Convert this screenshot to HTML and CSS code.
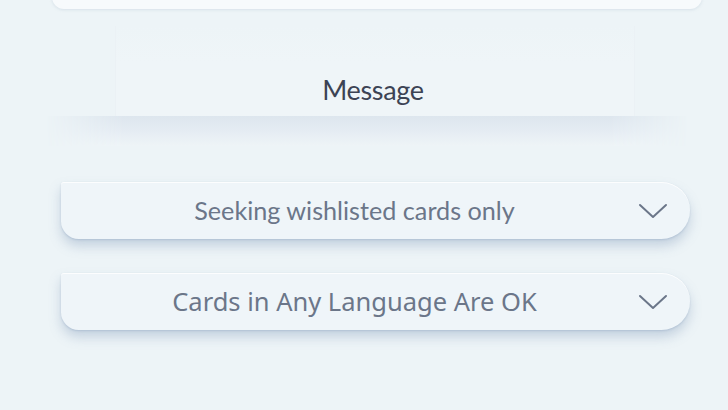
FILE: index.html
```html
<!DOCTYPE html>
<html lang="en">
<head>
<meta charset="utf-8">
<title>Trade preferences</title>
<link rel="stylesheet" href="styles.css">
</head>
<body>
<div class="page">
  <div class="top-card"></div>
  <section class="message">
    <div class="message-box"><span class="message-label">Message</span></div>
    <div class="message-shade"></div>
  </section>
  <div class="selects">
    <button class="select select-gill" type="button">
      <span class="select-text">Seeking wishlisted cards only</span>
      <svg class="chev" width="30" height="18" viewBox="0 0 30 18"><path d="M2 3 L15 15 L28 3" fill="none" stroke="#6b7689" stroke-width="2" stroke-linecap="round" stroke-linejoin="round"/></svg>
    </button>
    <button class="select select-noto" type="button">
      <span class="select-text">Cards in Any Language Are OK</span>
      <svg class="chev" width="30" height="18" viewBox="0 0 30 18"><path d="M2 3 L15 15 L28 3" fill="none" stroke="#6b7689" stroke-width="2" stroke-linecap="round" stroke-linejoin="round"/></svg>
    </button>
  </div>
</div>
</body>
</html>
```

FILE: styles.css
```css
* { box-sizing: border-box; }

html, body {
  margin: 0;
  padding: 0;
  width: 728px;
  height: 410px;
  overflow: hidden;
  background: #edf4f7;
}

.page {
  display: flex;
  flex-direction: column;
  height: 410px;
}

.top-card {
  margin: -40px 26px 0 52px;
  height: 49px;
  background: #f7fafc;
  border-radius: 0 0 12px 12px;
  box-shadow: 0 1px 3px rgba(150, 170, 190, 0.25);
}

.message {
  display: flex;
  flex-direction: column;
  align-items: stretch;
  margin-top: 17px;
}

.message-box {
  margin: 0 93px 0 115px;
  height: 90px;
  display: flex;
  align-items: flex-end;
  justify-content: center;
  padding-bottom: 10px;
  background: linear-gradient(180deg, #edf4f7 0%, #eff5f8 40%);
  border-left: 1px solid #ebf1f5;
  border-right: 1px solid #ebf1f5;
}

.message-label {
  font-family: "Lato", "DejaVu Sans", sans-serif;
  font-size: 27px;
  color: #3c4354;
  letter-spacing: -0.3px;
  transform: translateX(-2px);
}

.message-shade {
  margin: 0 40px 0 46px;
  height: 30px;
  background: linear-gradient(180deg, #dde6ee 0%, #e5ecf3 50%, #eef4f7 100%);
  -webkit-mask-image: linear-gradient(90deg, transparent 0, #000 12%, #000 88%, transparent 100%);
  mask-image: linear-gradient(90deg, transparent 0, #000 12%, #000 88%, transparent 100%);
}

.selects {
  display: flex;
  flex-direction: column;
  gap: 34px;
  margin: 36px 38px 0 61px;
}

.select {
  position: relative;
  height: 57px;
  width: 100%;
  border: 0;
  padding: 0 60px;
  display: flex;
  align-items: center;
  justify-content: center;
  background: #eff5f9;
  border-radius: 3px 29px 29px 18px;
  box-shadow: 0 7px 12px rgba(120, 145, 180, 0.35), 0 1px 2px rgba(120, 145, 180, 0.3), inset 0 1px 0 rgba(255, 255, 255, 0.8);
  color: #6b7689;
  cursor: pointer;
}

.select-text {
  line-height: 1;
  white-space: nowrap;
}

.select-gill .select-text {
  font-family: "Lato", "DejaVu Sans", sans-serif;
  font-size: 25.2px;
  transform: translateX(-21px);
}

.select-noto .select-text {
  font-family: "Noto Sans", "Open Sans", sans-serif;
  font-size: 25.5px;
  transform: translateX(-21px);
}

.chev {
  position: absolute;
  right: 22px;
  top: 20px;
}
```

### Stated exercise
Repeat the full listing above exactly, with no pictures in the copy.

### Answer to this task
Convert this screenshot to HTML and CSS code.
FILE: index.html
```html
<!DOCTYPE html>
<html lang="en">
<head>
<meta charset="utf-8">
<title>Trade preferences</title>
<link rel="stylesheet" href="styles.css">
</head>
<body>
<div class="page">
  <div class="top-card"></div>
  <section class="message">
    <div class="message-box"><span class="message-label">Message</span></div>
    <div class="message-shade"></div>
  </section>
  <div class="selects">
    <button class="select select-gill" type="button">
      <span class="select-text">Seeking wishlisted cards only</span>
      <svg class="chev" width="30" height="18" viewBox="0 0 30 18"><path d="M2 3 L15 15 L28 3" fill="none" stroke="#6b7689" stroke-width="2" stroke-linecap="round" stroke-linejoin="round"/></svg>
    </button>
    <button class="select select-noto" type="button">
      <span class="select-text">Cards in Any Language Are OK</span>
      <svg class="chev" width="30" height="18" viewBox="0 0 30 18"><path d="M2 3 L15 15 L28 3" fill="none" stroke="#6b7689" stroke-width="2" stroke-linecap="round" stroke-linejoin="round"/></svg>
    </button>
  </div>
</div>
</body>
</html>
```

FILE: styles.css
```css
* { box-sizing: border-box; }

html, body {
  margin: 0;
  padding: 0;
  width: 728px;
  height: 410px;
  overflow: hidden;
  background: #edf4f7;
}

.page {
  display: flex;
  flex-direction: column;
  height: 410px;
}

.top-card {
  margin: -40px 26px 0 52px;
  height: 49px;
  background: #f7fafc;
  border-radius: 0 0 12px 12px;
  box-shadow: 0 1px 3px rgba(150, 170, 190, 0.25);
}

.message {
  display: flex;
  flex-direction: column;
  align-items: stretch;
  margin-top: 17px;
}

.message-box {
  margin: 0 93px 0 115px;
  height: 90px;
  display: flex;
  align-items: flex-end;
  justify-content: center;
  padding-bottom: 10px;
  background: linear-gradient(180deg, #edf4f7 0%, #eff5f8 40%);
  border-left: 1px solid #ebf1f5;
  border-right: 1px solid #ebf1f5;
}

.message-label {
  font-family: "Lato", "DejaVu Sans", sans-serif;
  font-size: 27px;
  color: #3c4354;
  letter-spacing: -0.3px;
  transform: translateX(-2px);
}

.message-shade {
  margin: 0 40px 0 46px;
  height: 30px;
  background: linear-gradient(180deg, #dde6ee 0%, #e5ecf3 50%, #eef4f7 100%);
  -webkit-mask-image: linear-gradient(90deg, transparent 0, #000 12%, #000 88%, transparent 100%);
  mask-image: linear-gradient(90deg, transparent 0, #000 12%, #000 88%, transparent 100%);
}

.selects {
  display: flex;
  flex-direction: column;
  gap: 34px;
  margin: 36px 38px 0 61px;
}

.select {
  position: relative;
  height: 57px;
  width: 100%;
  border: 0;
  padding: 0 60px;
  display: flex;
  align-items: center;
  justify-content: center;
  background: #eff5f9;
  border-radius: 3px 29px 29px 18px;
  box-shadow: 0 7px 12px rgba(120, 145, 180, 0.35), 0 1px 2px rgba(120, 145, 180, 0.3), inset 0 1px 0 rgba(255, 255, 255, 0.8);
  color: #6b7689;
  cursor: pointer;
}

.select-text {
  line-height: 1;
  white-space: nowrap;
}

.select-gill .select-text {
  font-family: "Lato", "DejaVu Sans", sans-serif;
  font-size: 25.2px;
  transform: translateX(-21px);
}

.select-noto .select-text {
  font-family: "Noto Sans", "Open Sans", sans-serif;
  font-size: 25.5px;
  transform: translateX(-21px);
}

.chev {
  position: absolute;
  right: 22px;
  top: 20px;
}
```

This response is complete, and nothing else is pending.